For many months, solicitors from the Law Society’s Children Panel have been appointed to represent children for whom no Children’s Guardian is available. The view that to have the legal aspect of tandem representation without the welfare aspect is better than to have neither, has generally prevailed. It was in that context that Philip Kidd of Tozer’s solicitors wrote to the local designated judge in Devon to state that he was unwilling to be appointed, in the absence of a Children’s guardian, unless the child concerned was competent to give his or her own instructions.  Kidd has adduced cogent arguments in his letter  (page … ) and has prompted a rekindling of debate about this issue.

 

The philosophical garb in which CAFCASS’ approach is dressed is that of Utilitarianism, the benefit of the individual yielding to the greater good of the many. The corporate coat it wears is that of fiscal responsibility.
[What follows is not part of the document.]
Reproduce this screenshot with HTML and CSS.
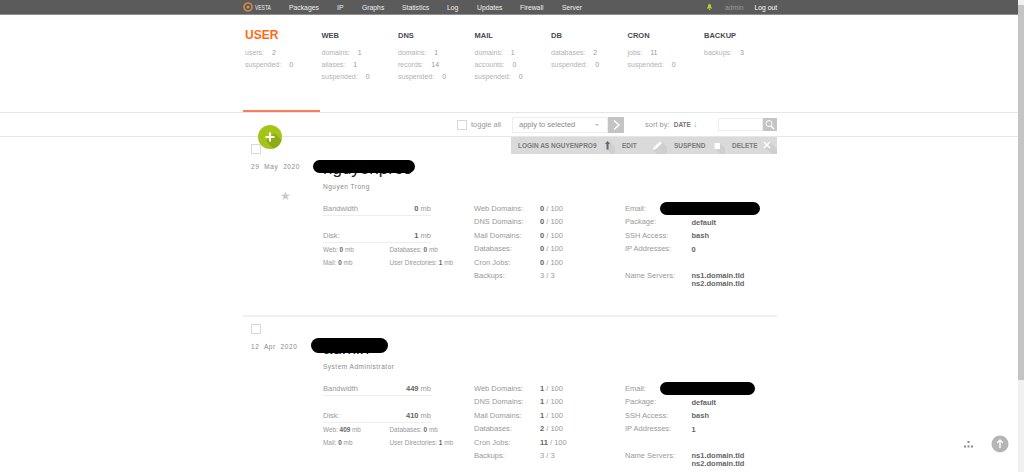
FILE: index.html
```html
<!DOCTYPE html>
<html lang="en-us">
  <head>
    <meta charset="utf-8" />
    <title>Vesta - USER</title>
    <link rel="stylesheet" href="styles.css">
  </head>
  <body>
    <div class="page">
      <nav class="topbar">
        <a class="logo">
          <svg width="10" height="10" viewBox="0 0 10 10"><circle cx="5" cy="5" r="4" fill="none" stroke="#d9853f" stroke-width="1.700"/><circle cx="5" cy="5" r="1.500" fill="#b59a82"/></svg>
          <span class="logo-text">VESTA</span>
        </a>
        <ul class="menu">
          <li class="m-packages">Packages</li>
          <li class="m-ip">IP</li>
          <li class="m-graphs">Graphs</li>
          <li class="m-statistics">Statistics</li>
          <li class="m-log">Log</li>
          <li class="m-updates">Updates</li>
          <li class="m-firewall">Firewall</li>
          <li class="m-server">Server</li>
        </ul>
        <div class="session">
          <svg width="5" height="6" viewBox="0 0 5 6"><path d="M2.500 0C1.200 0 1 1.200 1 2.600L0 4.600h5L4 2.600C4 1.200 3.800 0 2.500 0zM1.800 5h1.400v1H1.800z" fill="#b6d31f"/></svg>
          <span class="user">admin</span>
          <span class="logout">Log out</span>
        </div>
      </nav>

      <section class="stats">
        <div class="stat active">
          <h2>USER</h2>
          <p>users: <b>2</b></p>
          <p>suspended: <b>0</b></p>
        </div>
        <div class="stat">
          <h3>WEB</h3>
          <p>domains: <b>1</b></p>
          <p>aliases: <b>1</b></p>
          <p>suspended: <b>0</b></p>
        </div>
        <div class="stat">
          <h3>DNS</h3>
          <p>domains: <b>1</b></p>
          <p>records: <b>14</b></p>
          <p>suspended: <b>0</b></p>
        </div>
        <div class="stat">
          <h3>MAIL</h3>
          <p>domains: <b>1</b></p>
          <p>accounts: <b>0</b></p>
          <p>suspended: <b>0</b></p>
        </div>
        <div class="stat">
          <h3>DB</h3>
          <p>databases: <b>2</b></p>
          <p>suspended: <b>0</b></p>
        </div>
        <div class="stat">
          <h3>CRON</h3>
          <p>jobs: <b>11</b></p>
          <p>suspended: <b>0</b></p>
        </div>
        <div class="stat">
          <h3>BACKUP</h3>
          <p>backups: <b>3</b></p>
        </div>
      </section>

      <div class="tabline"><span></span></div>

      <section class="toolbar">
        <button class="add">
          <svg width="24" height="24" viewBox="0 0 24 24"><circle cx="12" cy="12" r="12" fill="#a3c51a"/><path d="M16 8l7.600 7A12 12 0 0 1 15 23.600L8 16z" fill="#8dab18"/><path d="M11 7.500h2V11h3.500v2H13v3.500h-2V13H7.500v-2H11z" fill="#fff"/></svg>
        </button>
        <label class="toggle"><span class="check"></span>toggle all</label>
        <div class="select">apply to selected<i></i></div>
        <span class="go">
          <svg width="16" height="16" viewBox="0 0 16 16"><path d="M6 3.500L11 8l-5 4.500" fill="none" stroke="#fff" stroke-width="1.300"/></svg>
        </span>
        <span class="sort">sort by: <b>DATE</b> <em>&#8595;</em></span>
        <span class="search"></span>
        <span class="search-btn">
          <svg width="14" height="13" viewBox="0 0 14 13"><circle cx="6" cy="5.500" r="3" fill="none" stroke="#fff" stroke-width="1"/><path d="M8 8l3 3" stroke="#fff" stroke-width="1.400"/></svg>
        </span>
      </section>

      <article class="row">
        <div class="actions">
          <span class="act a-login">LOGIN AS NGUYENPRO9
            <svg width="17" height="17" viewBox="0 0 17 17"><path d="M9 6l2-2 6 6v7h-4l-4-5z" fill="#cfcfcf"/><path d="M9.500 4L12 7h-1.500v5.500h-2V7H7z" fill="#666"/></svg>
          </span>
          <span class="act a-edit">EDIT
            <svg width="17" height="17" viewBox="0 0 17 17"><path d="M3 13l9-8 5 5v7H7z" fill="#cfcfcf"/><path d="M3 13l1-3 6-5.500 2 1.500-6 6z" fill="#fff"/></svg>
          </span>
          <span class="act a-suspend">SUSPEND
            <svg width="17" height="17" viewBox="0 0 17 17"><path d="M12 6l5 5v6h-5l-4-5z" fill="#cfcfcf"/><path d="M6.500 6H12v6H6.500z" fill="#fff"/></svg>
          </span>
          <span class="act a-delete">DELETE
            <svg width="17" height="17" viewBox="0 0 17 17"><path d="M10 5l7 7v5h-5l-7-6z" fill="#cfcfcf"/><path d="M4 5l6 6M10 5l-6 6" stroke="#fff" stroke-width="1.400"/></svg>
          </span>
        </div>
        <div class="side">
          <span class="check"></span>
          <div class="date">29&nbsp; May&nbsp; 2020</div>
          <div class="star">&#9733;</div>
        </div>
        <div class="main">
          <h1 class="name">nguyenpro9</h1>
          <i class="redact r-name1"></i>
          <div class="fullname">Nguyen Trong</div>
          <div class="cols">
            <div class="usage">
              <div class="bar"><span>Bandwidth</span><span><b>0</b> mb</span></div>
              <div class="bar"><span>Disk:</span><span><b>1</b> mb</span></div>
              <div class="parts">
                <span>Web: <b>0</b> mb</span><span>Databases: <b>0</b> mb</span>
                <span>Mail: <b>0</b> mb</span><span>User Directories: <b>1</b> mb</span>
              </div>
            </div>
            <dl class="limits">
              <dt>Web Domains:</dt><dd><b>0</b> / 100</dd>
              <dt>DNS Domains:</dt><dd><b>0</b> / 100</dd>
              <dt>Mail Domains:</dt><dd><b>0</b> / 100</dd>
              <dt>Databases:</dt><dd><b>0</b> / 100</dd>
              <dt>Cron Jobs:</dt><dd><b>0</b> / 100</dd>
              <dt>Backups:</dt><dd>3 / 3</dd>
            </dl>
            <dl class="info">
              <dt>Email:</dt><dd><i class="redact r-mail1"></i></dd>
              <dt>Package:</dt><dd><b>default</b></dd>
              <dt>SSH Access:</dt><dd><b>bash</b></dd>
              <dt>IP Addresses:</dt><dd><b>0</b></dd>
              <dt class="blank"></dt><dd></dd>
              <dt>Name Servers:</dt><dd><b>ns1.domain.tld<br>ns2.domain.tld</b></dd>
            </dl>
          </div>
        </div>
      </article>

      <article class="row">
        <div class="side">
          <span class="check"></span>
          <div class="date">12&nbsp; Apr&nbsp; 2020</div>
        </div>
        <div class="main">
          <h1 class="name">admin</h1>
          <i class="redact r-name2"></i>
          <div class="fullname">System Administrator</div>
          <div class="cols">
            <div class="usage">
              <div class="bar"><span>Bandwidth</span><span><b>449</b> mb</span></div>
              <div class="bar"><span>Disk:</span><span><b>410</b> mb</span></div>
              <div class="parts">
                <span>Web: <b>409</b> mb</span><span>Databases: <b>0</b> mb</span>
                <span>Mail: <b>0</b> mb</span><span>User Directories: <b>1</b> mb</span>
              </div>
            </div>
            <dl class="limits">
              <dt>Web Domains:</dt><dd><b>1</b> / 100</dd>
              <dt>DNS Domains:</dt><dd><b>1</b> / 100</dd>
              <dt>Mail Domains:</dt><dd><b>1</b> / 100</dd>
              <dt>Databases:</dt><dd><b>2</b> / 100</dd>
              <dt>Cron Jobs:</dt><dd><b>11</b> / 100</dd>
              <dt>Backups:</dt><dd>3 / 3</dd>
            </dl>
            <dl class="info">
              <dt>Email:</dt><dd><i class="redact r-mail2"></i></dd>
              <dt>Package:</dt><dd><b>default</b></dd>
              <dt>SSH Access:</dt><dd><b>bash</b></dd>
              <dt>IP Addresses:</dt><dd><b>1</b></dd>
              <dt class="blank"></dt><dd></dd>
              <dt>Name Servers:</dt><dd><b>ns1.domain.tld<br>ns2.domain.tld</b></dd>
            </dl>
          </div>
        </div>
      </article>

      <div class="float-tools">
        <svg width="9" height="7" viewBox="0 0 9 7"><path d="M3.500 0h2v2h-2zM0 4.500h2v2H0zM3.500 4.500h2v2h-2zM7 4.500h2v2H7z" fill="#8a8a8a"/></svg>
        <span class="to-top">
          <svg width="18" height="18" viewBox="0 0 18 18"><circle cx="9" cy="9" r="8.500" fill="#b5b5b5"/><path d="M9 13V5.500M6 8l3-3 3 3" fill="none" stroke="#fff" stroke-width="1.400"/></svg>
        </span>
      </div>
    </div>
    <div class="scrollbar"><span></span></div>
  </body>
</html>
```

FILE: styles.css
```css
* {
  box-sizing: border-box;
}

html,
body {
  height: 100%;
}

body {
  margin: 0;
  display: flex;
  overflow: hidden;
  font-family: "Liberation Sans", Arial, sans-serif;
  font-size: 7px;
  color: #9a9a9a;
  background-color: #fff;
}

.page {
  position: relative;
  flex: 1;
  min-width: 0;
}

h1,
h2,
h3,
p,
dl,
dd,
ul {
  margin: 0;
  padding: 0;
}

.scrollbar {
  width: 6px;
  padding-top: 5px;
  background-color: #f1f1f1;
}

.scrollbar span {
  display: block;
  height: 375px;
  background-color: #c4c4c4;
}

/* top menu */
.topbar {
  display: flex;
  align-items: center;
  height: 15px;
  padding-left: 243px;
  background-color: #5b5b5b;
  border-bottom: 1px solid #8f8f8f;
  color: #f0f0f0;
  font-size: 6.800px;
}

.logo {
  display: flex;
  align-items: center;
  width: 46px;
  flex: none;
}

.logo-text {
  margin-left: 2px;
  font-size: 8px;
  transform: scaleX(0.62);
  transform-origin: left center;
}

.menu {
  display: flex;
  list-style: none;
}

.m-packages { width: 48px; }
.m-ip { width: 25px; }
.m-graphs { width: 40px; }
.m-statistics { width: 45px; }
.m-log { width: 30px; }
.m-updates { width: 43px; }
.m-firewall { width: 42px; }
.m-server { width: 145px; }

.session {
  display: flex;
  align-items: center;
}

.session .user {
  margin-left: 13px;
  color: #9a9a9a;
}

.session .logout {
  margin-left: 11px;
  color: #fff;
}

/* totals per section */
.stats {
  display: flex;
  height: 95px;
  padding: 13px 0 0 245px;
}

.stat {
  width: 76.500px;
  flex: none;
}

.stat p {
  height: 12px;
  line-height: 12px;
  color: #b2b2b2;
  white-space: nowrap;
}

.stat b {
  margin-left: 6px;
  font-weight: normal;
  color: #999;
}

.stat h2 {
  height: 18px;
  margin-bottom: 1px;
  font-size: 12px;
  line-height: 14px;
  color: #ff6a13;
}

.stat h3 {
  height: 19px;
  padding-top: 2px;
  font-size: 7.500px;
  line-height: 12px;
  color: #4a4a55;
}

.tabline {
  height: 2px;
  padding-left: 243px;
}

.tabline span {
  display: block;
  width: 77px;
  height: 2px;
  background-color: #ff7a5a;
}

/* actions on the list */
.toolbar {
  position: relative;
  display: flex;
  align-items: center;
  height: 25px;
  padding-left: 457px;
  border-top: 1px solid #e6e6e6;
  border-bottom: 1px solid #e6e6e6;
  font-size: 7.500px;
  color: #999;
}

.add {
  position: absolute;
  left: 258px;
  top: 12px;
  width: 24px;
  height: 24px;
  padding: 0;
  border: 0;
  background: none;
  line-height: 0;
}

.check {
  display: block;
  width: 10px;
  height: 10px;
  border: 1px solid #d8d8d8;
  background-color: #fff;
}

.toggle {
  display: flex;
  align-items: center;
  gap: 4px;
  width: 55px;
}

.select {
  display: flex;
  align-items: center;
  justify-content: space-between;
  width: 96px;
  height: 16px;
  padding: 0 8px 0 6px;
  border: 1px solid #eee;
  font-size: 7.500px;
  color: #888;
}

.select i {
  width: 0;
  height: 0;
  border: 2px solid transparent;
  border-top: 2px solid #bbb;
  margin-top: 2px;
}

.go {
  width: 16px;
  height: 16px;
  background-color: #c4c4c4;
  line-height: 0;
}

.sort {
  width: 73px;
  margin-left: 21px;
  color: #999;
}

.sort b {
  margin-left: 2px;
  font-size: 6.500px;
  color: #777;
}

.sort em {
  font-style: normal;
  font-size: 9px;
  line-height: 8px;
  color: #aaa;
}

.search {
  width: 45px;
  height: 13px;
  border: 1px solid #eee;
}

.search-btn {
  width: 14px;
  height: 13px;
  background-color: #c4c4c4;
  line-height: 0;
}

/* one account */
.row {
  position: relative;
  display: flex;
  width: 534px;
  height: 180px;
  margin-left: 243px;
  padding-top: 7px;
  border-bottom: 2px solid #f0f0f0;
}

.row:last-of-type {
  height: auto;
  border-bottom: 0;
}

.actions {
  position: absolute;
  top: 0;
  right: 0;
  display: flex;
  align-items: center;
  width: 266px;
  height: 17px;
  background-color: #dadada;
  font-size: 6.500px;
  font-weight: bold;
  color: #7a7a7a;
}

.act {
  display: flex;
  align-items: center;
  justify-content: space-between;
  height: 17px;
  padding-left: 7px;
}

.a-login { width: 104px; }
.a-edit { width: 52px; }
.a-suspend { width: 58px; }
.a-delete { width: 52px; }

.side {
  width: 80px;
  flex: none;
  padding-left: 8px;
}

.date {
  margin-top: 9px;
  font-size: 6.500px;
  letter-spacing: 0.600px;
  color: #8a8a8a;
  white-space: nowrap;
}

.star {
  margin: 20px 0 0 29px;
  font-size: 12px;
  line-height: 12px;
  color: #c8c8c8;
}

.main {
  position: relative;
  flex: 1;
}

.name {
  height: 36px;
  padding-top: 15px;
  font-size: 17px;
  font-weight: normal;
  line-height: 20px;
  color: #222;
}

.fullname {
  height: 14px;
  font-size: 6.500px;
  line-height: 14px;
  letter-spacing: 0.500px;
  color: #8a8a8a;
}

.redact {
  position: absolute;
  display: block;
  background-color: #000;
  border-radius: 8px;
}

.r-name1 { left: -10px; top: 16px; width: 102px; height: 13px; }
.r-name2 { left: -12px; top: 14px; width: 77px; height: 15px; }
.r-mail1 { left: -32px; top: 0; width: 100px; height: 13px; }
.r-mail2 { left: -32px; top: 0; width: 95px; height: 13px; }

.cols {
  display: flex;
  margin-top: 8px;
  font-size: 7.500px;
  color: #999;
}

.usage {
  width: 151px;
  flex: none;
}

.bar {
  display: flex;
  justify-content: space-between;
  width: 108px;
  height: 14px;
  margin-bottom: 13px;
  line-height: 13px;
  border-bottom: 1px solid #eee;
}

.bar:nth-child(2) {
  margin-bottom: 0;
}

.bar b,
.parts b,
.limits b,
.info b {
  color: #666;
}

.parts {
  display: grid;
  grid-template-columns: 66.500px auto;
  grid-auto-rows: 13.300px;
  font-size: 6.400px;
  line-height: 13.300px;
  white-space: nowrap;
}

.limits,
.info {
  position: relative;
  display: grid;
  grid-auto-rows: 13.400px;
  line-height: 13.400px;
  width: 151px;
  flex: none;
}

.limits {
  grid-template-columns: 66px auto;
}

.info {
  grid-template-columns: 66.500px auto;
}

.info dd {
  position: relative;
}

.info b {
  display: block;
  line-height: 8px;
  padding-top: 3.500px;
}

.float-tools {
  position: absolute;
  right: 9px;
  top: 435px;
  display: flex;
  align-items: center;
  gap: 18px;
}

.to-top {
  line-height: 0;
}
```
Each of these has protected CAFCASS to some effect over several seasons, but both are wearing thin.

 

Competition for finite resources (allegedly fixed elsewhere, entirely beyond the control of anyone we have access to) has set professional against professional, interest group against interest group, the ‘dedicated’ against the ‘greedy’.  Centralisation, the burgeoning growth of management and the emergence of a culture that derides professional accountability and independent advocacy, have been similarly alienating and divisive.  They have impoverished the service to individuals whilst stunting, rather than improving, the provision to all. 

 

No amount of dressing up this dismal approach as pragmatism, as responsible accounting, or as aspiring to some higher long-term goals, can disguise its true nature. It is the erosion of fundamental principles on which a service that safeguards the interests, and promotes the rights, of some of the most vulnerable children in our society, is built.